> JOB:
Compute the number of lines that include the string "TypeScript", then output that number and nothing else.

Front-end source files
···

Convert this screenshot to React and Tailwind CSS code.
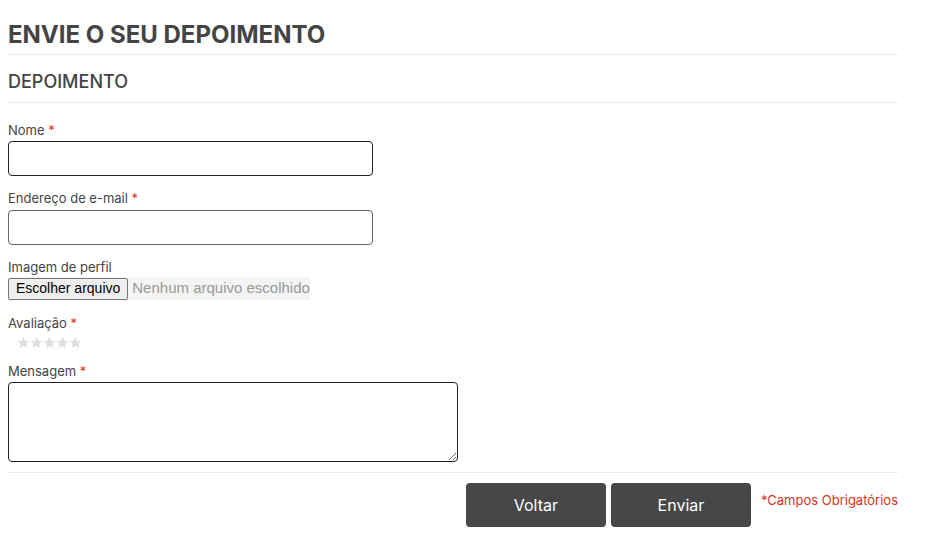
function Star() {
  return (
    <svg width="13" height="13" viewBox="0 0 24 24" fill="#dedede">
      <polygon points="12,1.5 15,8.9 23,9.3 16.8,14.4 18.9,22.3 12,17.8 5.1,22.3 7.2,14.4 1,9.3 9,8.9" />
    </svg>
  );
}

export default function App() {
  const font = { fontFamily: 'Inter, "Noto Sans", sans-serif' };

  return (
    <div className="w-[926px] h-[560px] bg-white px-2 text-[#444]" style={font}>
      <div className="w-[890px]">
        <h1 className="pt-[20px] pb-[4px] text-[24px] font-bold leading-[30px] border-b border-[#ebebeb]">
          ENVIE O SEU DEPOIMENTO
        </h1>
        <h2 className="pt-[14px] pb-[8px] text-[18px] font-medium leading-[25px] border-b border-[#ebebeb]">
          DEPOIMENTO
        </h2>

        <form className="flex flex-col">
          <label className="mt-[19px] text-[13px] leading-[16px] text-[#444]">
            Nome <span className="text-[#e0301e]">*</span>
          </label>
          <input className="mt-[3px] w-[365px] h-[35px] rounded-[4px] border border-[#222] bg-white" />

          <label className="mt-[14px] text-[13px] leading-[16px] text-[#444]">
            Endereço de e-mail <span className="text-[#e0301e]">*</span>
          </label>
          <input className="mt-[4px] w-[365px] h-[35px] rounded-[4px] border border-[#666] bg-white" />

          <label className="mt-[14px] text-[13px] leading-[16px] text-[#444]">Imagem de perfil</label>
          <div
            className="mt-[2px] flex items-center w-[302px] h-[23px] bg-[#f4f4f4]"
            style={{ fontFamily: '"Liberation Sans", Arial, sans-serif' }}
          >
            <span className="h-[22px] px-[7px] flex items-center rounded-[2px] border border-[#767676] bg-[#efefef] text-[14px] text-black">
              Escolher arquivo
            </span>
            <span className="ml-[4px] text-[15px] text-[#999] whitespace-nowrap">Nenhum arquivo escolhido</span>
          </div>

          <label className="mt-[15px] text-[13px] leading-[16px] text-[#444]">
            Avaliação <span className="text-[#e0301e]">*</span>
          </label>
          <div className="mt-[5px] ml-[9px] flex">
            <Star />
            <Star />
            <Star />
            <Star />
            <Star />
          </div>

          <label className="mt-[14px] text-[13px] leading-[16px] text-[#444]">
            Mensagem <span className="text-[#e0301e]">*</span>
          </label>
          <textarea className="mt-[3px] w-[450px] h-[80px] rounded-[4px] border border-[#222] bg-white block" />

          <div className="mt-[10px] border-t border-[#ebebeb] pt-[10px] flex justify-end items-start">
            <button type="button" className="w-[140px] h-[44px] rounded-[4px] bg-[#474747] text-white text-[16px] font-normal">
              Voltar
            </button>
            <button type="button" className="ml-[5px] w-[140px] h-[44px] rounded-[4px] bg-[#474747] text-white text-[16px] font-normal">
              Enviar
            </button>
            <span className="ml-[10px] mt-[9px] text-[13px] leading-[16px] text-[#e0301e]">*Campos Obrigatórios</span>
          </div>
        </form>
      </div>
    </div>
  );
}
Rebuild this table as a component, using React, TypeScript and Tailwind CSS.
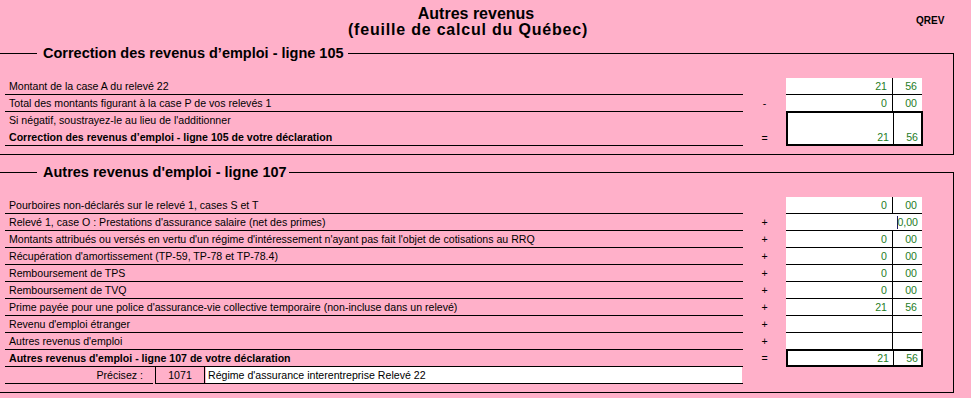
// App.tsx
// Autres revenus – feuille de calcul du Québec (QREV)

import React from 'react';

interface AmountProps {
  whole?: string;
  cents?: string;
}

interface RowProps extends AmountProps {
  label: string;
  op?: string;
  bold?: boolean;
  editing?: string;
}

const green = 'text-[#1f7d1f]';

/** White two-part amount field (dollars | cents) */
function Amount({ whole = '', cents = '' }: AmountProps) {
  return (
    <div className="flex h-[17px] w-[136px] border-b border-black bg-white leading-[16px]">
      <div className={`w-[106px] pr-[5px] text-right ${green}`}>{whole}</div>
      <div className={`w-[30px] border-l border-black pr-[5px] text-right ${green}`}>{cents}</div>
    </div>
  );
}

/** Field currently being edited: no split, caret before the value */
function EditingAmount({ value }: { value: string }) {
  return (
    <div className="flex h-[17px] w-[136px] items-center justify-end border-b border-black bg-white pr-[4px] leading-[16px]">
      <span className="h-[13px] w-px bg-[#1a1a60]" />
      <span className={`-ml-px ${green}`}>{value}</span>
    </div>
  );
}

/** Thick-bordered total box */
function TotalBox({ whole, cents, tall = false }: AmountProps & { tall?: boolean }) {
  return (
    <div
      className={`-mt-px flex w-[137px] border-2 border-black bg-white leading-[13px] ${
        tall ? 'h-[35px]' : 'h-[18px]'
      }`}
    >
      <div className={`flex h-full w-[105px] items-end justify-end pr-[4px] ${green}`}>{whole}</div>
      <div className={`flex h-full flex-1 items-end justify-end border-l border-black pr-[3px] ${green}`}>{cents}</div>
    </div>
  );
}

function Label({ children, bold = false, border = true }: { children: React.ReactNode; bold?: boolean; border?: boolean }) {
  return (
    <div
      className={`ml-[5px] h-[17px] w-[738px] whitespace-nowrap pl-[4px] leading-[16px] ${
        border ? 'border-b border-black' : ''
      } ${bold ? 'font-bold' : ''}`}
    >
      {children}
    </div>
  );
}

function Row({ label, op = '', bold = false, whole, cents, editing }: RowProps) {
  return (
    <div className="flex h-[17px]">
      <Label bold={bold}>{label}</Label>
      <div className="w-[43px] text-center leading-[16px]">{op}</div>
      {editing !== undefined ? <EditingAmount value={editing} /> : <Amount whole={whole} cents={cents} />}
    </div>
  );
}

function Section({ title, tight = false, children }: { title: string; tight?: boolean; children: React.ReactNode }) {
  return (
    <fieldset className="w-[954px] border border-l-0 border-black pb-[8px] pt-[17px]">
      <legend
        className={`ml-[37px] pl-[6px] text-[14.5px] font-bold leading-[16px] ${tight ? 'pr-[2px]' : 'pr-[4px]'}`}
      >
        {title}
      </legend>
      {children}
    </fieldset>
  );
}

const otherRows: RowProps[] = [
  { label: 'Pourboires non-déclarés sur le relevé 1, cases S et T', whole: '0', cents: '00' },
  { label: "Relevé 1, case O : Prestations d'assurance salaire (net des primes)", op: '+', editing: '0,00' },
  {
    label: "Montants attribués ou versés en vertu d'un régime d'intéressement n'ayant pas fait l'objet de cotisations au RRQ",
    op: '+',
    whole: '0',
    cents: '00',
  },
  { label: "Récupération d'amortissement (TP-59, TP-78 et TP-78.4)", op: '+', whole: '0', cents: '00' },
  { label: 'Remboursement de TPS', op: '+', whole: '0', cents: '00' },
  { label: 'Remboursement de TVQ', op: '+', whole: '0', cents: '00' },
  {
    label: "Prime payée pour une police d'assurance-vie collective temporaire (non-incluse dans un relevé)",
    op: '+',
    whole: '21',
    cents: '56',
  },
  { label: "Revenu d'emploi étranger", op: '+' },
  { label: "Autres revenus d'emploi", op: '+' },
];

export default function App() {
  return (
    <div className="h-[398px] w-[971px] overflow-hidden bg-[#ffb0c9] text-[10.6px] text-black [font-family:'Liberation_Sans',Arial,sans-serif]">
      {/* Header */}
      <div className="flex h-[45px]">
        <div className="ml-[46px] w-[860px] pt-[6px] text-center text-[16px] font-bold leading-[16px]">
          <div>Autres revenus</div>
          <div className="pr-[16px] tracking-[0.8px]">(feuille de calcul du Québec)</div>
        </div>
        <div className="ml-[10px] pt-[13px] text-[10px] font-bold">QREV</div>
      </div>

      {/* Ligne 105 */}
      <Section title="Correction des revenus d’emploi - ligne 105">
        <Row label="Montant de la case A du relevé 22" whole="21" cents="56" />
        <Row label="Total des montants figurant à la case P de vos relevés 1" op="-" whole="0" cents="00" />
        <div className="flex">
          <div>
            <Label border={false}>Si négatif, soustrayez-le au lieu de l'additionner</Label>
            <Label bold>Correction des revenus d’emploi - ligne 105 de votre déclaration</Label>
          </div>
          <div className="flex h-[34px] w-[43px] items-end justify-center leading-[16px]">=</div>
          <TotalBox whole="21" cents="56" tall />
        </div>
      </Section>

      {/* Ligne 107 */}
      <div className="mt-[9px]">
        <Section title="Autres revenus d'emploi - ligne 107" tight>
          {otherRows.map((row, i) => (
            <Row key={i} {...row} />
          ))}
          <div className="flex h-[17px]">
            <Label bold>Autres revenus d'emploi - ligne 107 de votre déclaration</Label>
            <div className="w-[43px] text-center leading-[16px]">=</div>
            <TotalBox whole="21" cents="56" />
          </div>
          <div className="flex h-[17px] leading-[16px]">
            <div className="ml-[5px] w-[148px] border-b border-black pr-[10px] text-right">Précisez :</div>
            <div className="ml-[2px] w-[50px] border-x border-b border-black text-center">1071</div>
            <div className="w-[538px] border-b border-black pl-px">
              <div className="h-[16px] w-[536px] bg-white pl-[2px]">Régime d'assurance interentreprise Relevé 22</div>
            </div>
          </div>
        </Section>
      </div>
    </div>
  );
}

···

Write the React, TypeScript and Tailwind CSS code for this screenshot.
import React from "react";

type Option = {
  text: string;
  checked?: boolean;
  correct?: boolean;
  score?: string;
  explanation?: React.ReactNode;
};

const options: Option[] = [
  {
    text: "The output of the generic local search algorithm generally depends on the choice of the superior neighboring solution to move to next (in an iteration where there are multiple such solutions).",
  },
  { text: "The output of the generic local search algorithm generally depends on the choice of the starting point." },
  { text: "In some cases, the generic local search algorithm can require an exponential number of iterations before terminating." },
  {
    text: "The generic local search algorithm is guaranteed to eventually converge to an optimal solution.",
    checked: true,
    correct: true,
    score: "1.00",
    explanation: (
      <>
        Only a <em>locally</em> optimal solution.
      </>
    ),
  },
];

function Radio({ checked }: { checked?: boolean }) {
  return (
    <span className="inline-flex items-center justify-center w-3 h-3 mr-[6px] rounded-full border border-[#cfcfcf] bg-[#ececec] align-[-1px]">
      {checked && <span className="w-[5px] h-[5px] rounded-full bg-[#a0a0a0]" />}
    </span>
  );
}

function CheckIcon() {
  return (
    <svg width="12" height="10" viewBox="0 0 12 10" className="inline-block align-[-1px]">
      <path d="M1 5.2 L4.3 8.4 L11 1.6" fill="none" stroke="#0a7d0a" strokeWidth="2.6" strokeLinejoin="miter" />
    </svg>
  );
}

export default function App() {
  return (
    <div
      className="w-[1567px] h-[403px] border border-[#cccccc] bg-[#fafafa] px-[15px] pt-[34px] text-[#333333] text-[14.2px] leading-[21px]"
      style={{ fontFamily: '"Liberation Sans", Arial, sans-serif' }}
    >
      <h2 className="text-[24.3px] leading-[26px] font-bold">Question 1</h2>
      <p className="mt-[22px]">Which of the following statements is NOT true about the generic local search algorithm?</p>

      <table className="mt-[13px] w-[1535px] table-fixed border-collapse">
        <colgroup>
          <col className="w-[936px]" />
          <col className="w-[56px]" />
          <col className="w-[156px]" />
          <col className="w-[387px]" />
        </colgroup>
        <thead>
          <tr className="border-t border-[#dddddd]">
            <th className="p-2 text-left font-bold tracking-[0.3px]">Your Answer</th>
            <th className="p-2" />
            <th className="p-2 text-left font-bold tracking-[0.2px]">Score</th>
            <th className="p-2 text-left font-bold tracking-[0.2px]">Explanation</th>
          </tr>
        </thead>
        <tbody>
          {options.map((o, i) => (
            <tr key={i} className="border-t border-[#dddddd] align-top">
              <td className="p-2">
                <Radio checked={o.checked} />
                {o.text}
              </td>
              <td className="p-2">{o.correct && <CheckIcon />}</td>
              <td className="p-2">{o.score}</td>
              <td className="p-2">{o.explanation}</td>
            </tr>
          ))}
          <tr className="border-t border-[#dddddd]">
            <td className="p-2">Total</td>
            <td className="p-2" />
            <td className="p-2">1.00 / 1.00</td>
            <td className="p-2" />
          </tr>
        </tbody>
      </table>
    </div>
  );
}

···

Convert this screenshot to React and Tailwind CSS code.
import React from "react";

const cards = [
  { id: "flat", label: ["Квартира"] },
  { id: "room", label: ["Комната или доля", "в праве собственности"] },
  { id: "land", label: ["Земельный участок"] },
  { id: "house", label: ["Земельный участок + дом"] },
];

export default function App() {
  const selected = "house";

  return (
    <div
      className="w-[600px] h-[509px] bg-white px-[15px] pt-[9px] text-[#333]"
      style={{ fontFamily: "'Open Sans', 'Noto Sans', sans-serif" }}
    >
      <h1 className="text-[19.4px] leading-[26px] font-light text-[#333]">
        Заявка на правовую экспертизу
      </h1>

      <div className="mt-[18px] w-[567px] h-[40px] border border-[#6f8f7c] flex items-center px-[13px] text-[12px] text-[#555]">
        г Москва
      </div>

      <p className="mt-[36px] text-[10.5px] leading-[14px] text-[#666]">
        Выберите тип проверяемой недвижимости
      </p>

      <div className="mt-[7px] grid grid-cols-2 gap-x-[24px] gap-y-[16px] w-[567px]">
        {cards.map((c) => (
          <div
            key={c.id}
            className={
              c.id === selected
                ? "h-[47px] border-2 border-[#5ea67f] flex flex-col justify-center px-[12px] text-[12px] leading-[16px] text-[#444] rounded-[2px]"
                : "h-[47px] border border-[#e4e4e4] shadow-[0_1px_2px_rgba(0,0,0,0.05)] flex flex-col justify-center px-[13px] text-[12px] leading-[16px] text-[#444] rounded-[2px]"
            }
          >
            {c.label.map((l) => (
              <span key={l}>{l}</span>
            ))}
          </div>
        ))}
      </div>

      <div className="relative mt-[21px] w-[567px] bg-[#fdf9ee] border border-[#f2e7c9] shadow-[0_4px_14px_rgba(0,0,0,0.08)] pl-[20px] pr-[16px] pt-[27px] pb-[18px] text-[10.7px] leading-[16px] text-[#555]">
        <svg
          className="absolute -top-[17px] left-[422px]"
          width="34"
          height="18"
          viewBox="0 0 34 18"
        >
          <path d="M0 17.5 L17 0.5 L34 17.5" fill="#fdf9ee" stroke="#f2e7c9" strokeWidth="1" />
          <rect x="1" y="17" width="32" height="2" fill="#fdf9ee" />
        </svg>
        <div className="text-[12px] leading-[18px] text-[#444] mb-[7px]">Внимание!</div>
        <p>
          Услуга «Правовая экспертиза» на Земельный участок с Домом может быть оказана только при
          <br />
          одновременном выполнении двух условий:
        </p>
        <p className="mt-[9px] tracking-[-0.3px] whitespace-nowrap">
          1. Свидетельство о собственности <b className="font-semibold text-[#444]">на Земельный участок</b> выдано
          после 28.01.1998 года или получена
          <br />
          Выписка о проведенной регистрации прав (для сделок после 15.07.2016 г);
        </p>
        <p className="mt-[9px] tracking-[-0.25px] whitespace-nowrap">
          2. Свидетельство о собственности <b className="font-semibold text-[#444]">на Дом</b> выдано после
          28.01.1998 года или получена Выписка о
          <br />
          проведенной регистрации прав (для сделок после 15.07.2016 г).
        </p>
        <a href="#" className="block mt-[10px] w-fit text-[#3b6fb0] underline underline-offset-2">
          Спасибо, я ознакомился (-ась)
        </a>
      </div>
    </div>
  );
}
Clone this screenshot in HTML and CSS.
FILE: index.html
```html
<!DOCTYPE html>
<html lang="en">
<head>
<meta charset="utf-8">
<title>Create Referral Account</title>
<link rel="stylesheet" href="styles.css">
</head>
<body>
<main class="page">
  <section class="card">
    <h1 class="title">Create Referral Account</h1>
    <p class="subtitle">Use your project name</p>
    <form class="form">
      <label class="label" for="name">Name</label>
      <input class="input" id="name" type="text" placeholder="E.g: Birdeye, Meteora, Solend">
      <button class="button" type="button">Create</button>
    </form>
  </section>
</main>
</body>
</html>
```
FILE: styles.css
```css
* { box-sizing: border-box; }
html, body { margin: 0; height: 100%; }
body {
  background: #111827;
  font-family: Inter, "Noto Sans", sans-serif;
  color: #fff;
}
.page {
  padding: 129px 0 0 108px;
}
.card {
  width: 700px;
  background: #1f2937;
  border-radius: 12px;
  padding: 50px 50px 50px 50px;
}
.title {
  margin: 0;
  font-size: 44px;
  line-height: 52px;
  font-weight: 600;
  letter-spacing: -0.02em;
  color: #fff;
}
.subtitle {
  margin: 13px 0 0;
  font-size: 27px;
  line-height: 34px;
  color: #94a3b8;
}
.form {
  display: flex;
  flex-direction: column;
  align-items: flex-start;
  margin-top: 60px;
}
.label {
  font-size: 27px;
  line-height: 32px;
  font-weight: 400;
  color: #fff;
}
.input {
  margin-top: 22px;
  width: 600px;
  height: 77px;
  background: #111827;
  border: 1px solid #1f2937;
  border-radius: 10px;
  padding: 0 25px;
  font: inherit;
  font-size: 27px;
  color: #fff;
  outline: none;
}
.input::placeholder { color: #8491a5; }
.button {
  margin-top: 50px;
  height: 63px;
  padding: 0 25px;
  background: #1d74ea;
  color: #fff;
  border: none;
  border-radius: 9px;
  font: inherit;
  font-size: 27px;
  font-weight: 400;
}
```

···

> THE COMPLETED TASK:
2